Effect of ZnO-Mg coating on fluid flow dynamics and thermal performance in AISI 4140 steel

The AISI 4140 medium carbon steel, known for its excellent hardness and availability, is widely used for transferring oil, water, and high-pressure gas lines, as well as in automotive applications. Surface coatings play a crucial role in enhancing the performance of steels, particularly in industrial applications. Among the most effective coatings are those made from Magnesium (Mg) and Zinc Oxide (ZnO), which are known for their unique properties such as hydrophobicity, chemical stability, and the ability to modify surface roughness. ZnO-Mg alloy coatings are of particular interest due to their superior heat resistance compared to pure ZnO coatings, making them a promising choice for protective coatings on medium carbon steels.
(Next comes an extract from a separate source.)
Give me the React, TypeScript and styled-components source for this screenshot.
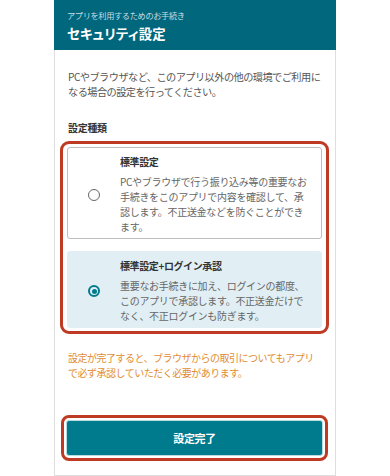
import { useState } from 'react';
import styled, { createGlobalStyle } from 'styled-components';

const GlobalStyle = createGlobalStyle`
    html, body {
        margin: 0;
        padding: 0;
        background: #fff;
    }
    body {
        font-family: "Noto Sans CJK JP", "Noto Sans", sans-serif;
        -webkit-font-smoothing: antialiased;
    }
`;

const Page = styled.div`
    display: flex;
    justify-content: center;
    min-height: 476px;
`;

const Card = styled.div`
    width: 282px;
    box-sizing: border-box;
    border: 1px solid #dedede;
    border-top: none;
    display: flex;
    flex-direction: column;
    background: #fff;
`;

const Header = styled.header`
    background: #00677d;
    height: 50px;
    box-sizing: border-box;
    padding: 10px 13px 0;
    margin: 0 -1px;
`;

const SubTitle = styled.div`
    font-size: 8.2px;
    line-height: 11px;
    letter-spacing: -0.35px;
    color: #c9dde3;
`;

const Title = styled.h1`
    margin: 3px 0 0;
    font-size: 13.4px;
    line-height: 18px;
    font-weight: 700;
    color: #fff;
    font-feature-settings: "palt";
    letter-spacing: 0.2px;
`;

const Body = styled.div`
    padding: 19px 13px 11px 12px;
    display: flex;
    flex-direction: column;
`;

const Lead = styled.p`
    margin: 0 0 0 1px;
    font-size: 10.2px;
    line-height: 15px;
    letter-spacing: -0.55px;
    color: #555;
`;

const SectionLabel = styled.div`
    margin: 22px 0 0 1px;
    font-size: 10px;
    line-height: 14px;
    letter-spacing: -0.3px;
    font-weight: 700;
    color: #333;
`;

const Highlight = styled.div`
    margin: 6px -7px 0;
    padding: 3px 4px;
    border: 3px solid #bf3a22;
    border-radius: 9px;
    display: flex;
    flex-direction: column;
    gap: 12px;
`;

const Option = styled.label<{ $selected: boolean }>`
    display: flex;
    align-items: center;
    gap: 20px;
    padding: 7px 10px 4px 20px;
    border-radius: 3px;
    border: 1px solid ${(p) => (p.$selected ? 'transparent' : '#bdbdbd')};
    background: ${(p) => (p.$selected ? '#e1eff4' : '#fff')};
    cursor: pointer;
`;

const Radio = styled.span<{ $checked: boolean }>`
    flex: 0 0 auto;
    width: 12px;
    height: 12px;
    box-sizing: border-box;
    border-radius: 50%;
    border: ${(p) => (p.$checked ? '2px solid #007b8e' : '1.5px solid #666')};
    display: flex;
    align-items: center;
    justify-content: center;
    &::after {
        content: '';
        display: ${(p) => (p.$checked ? 'block' : 'none')};
        width: 5px;
        height: 5px;
        border-radius: 50%;
        background: #007b8e;
    }
`;

const OptionText = styled.div`
    display: flex;
    flex-direction: column;
`;

const OptionTitle = styled.div`
    font-size: 10px;
    line-height: 14px;
    letter-spacing: -0.4px;
    font-weight: 700;
    color: #333;
`;

const OptionDesc = styled.div`
    margin-top: 5px;
    font-size: 10px;
    line-height: 15px;
    letter-spacing: -0.3px;
    color: #666;
`;

const Notice = styled.p`
    margin: 17px 0 0 1px;
    font-size: 10px;
    line-height: 14.5px;
    letter-spacing: -0.5px;
    color: #df8c34;
`;

const ButtonFrame = styled.div`
    margin: 35px -6px 0;
    padding: 2px;
    border: 3px solid #bf3a22;
    border-radius: 8px;
    display: flex;
`;

const SubmitButton = styled.button`
    flex: 1;
    height: 36px;
    border: 1px solid #b9dbe1;
    border-radius: 3px;
    background: #007b8e;
    color: #fff;
    font-family: inherit;
    font-size: 11px;
    letter-spacing: -0.4px;
    font-weight: 700;
    cursor: pointer;
`;

const options = [
    {
        id: 'standard',
        title: '標準設定',
        desc: 'PCやブラウザで行う振り込み等の重要なお手続きをこのアプリで内容を確認して、承認します。不正送金などを防ぐことができます。',
    },
    {
        id: 'login',
        title: '標準設定+ログイン承認',
        desc: '重要なお手続きに加え、ログインの都度、このアプリで承認します。不正送金だけでなく、不正ログインも防ぎます。',
    },
];

export default function App() {
    const [selected, setSelected] = useState('login');

    return (
        <Page>
            <GlobalStyle />
            <Card>
                <Header>
                    <SubTitle>アプリを利用するためのお手続き</SubTitle>
                    <Title>セキュリティ設定</Title>
                </Header>
                <Body>
                    <Lead>PCやブラウザなど、このアプリ以外の他の環境でご利用になる場合の設定を行ってください。</Lead>
                    <SectionLabel>設定種類</SectionLabel>
                    <Highlight>
                        {options.map((opt) => (
                            <Option key={opt.id} $selected={selected === opt.id} onClick={() => setSelected(opt.id)}>
                                <Radio $checked={selected === opt.id} />
                                <OptionText>
                                    <OptionTitle>{opt.title}</OptionTitle>
                                    <OptionDesc>{opt.desc}</OptionDesc>
                                </OptionText>
                            </Option>
                        ))}
                    </Highlight>
                    <Notice>設定が完了すると、ブラウザからの取引についてもアプリで必ず承認していただく必要があります。</Notice>
                    <ButtonFrame>
                        <SubmitButton>設定完了</SubmitButton>
                    </ButtonFrame>
                </Body>
            </Card>
        </Page>
    );
}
These coatings not only improve adhesion and resistance to chemicals and heat but also enhance the substrate’s electrical, magnetic properties. This makes them highly valuable in the thermal and automotive industries. In this study, the focus is on optimizing the deposition thickness of ZnO-Mg coatings to improve the thermal response of mild steel. The flow behavior and thermal resistance of ZnO-Mg coated surfaces on AISI 4140 steel were analyzed using Ansys software. Measurements of flow parameters, such as velocity and temperature, were taken to assess the impact of the coatings on the fluid flow across the surface, aiming to enhance the material's performance in industrial applications.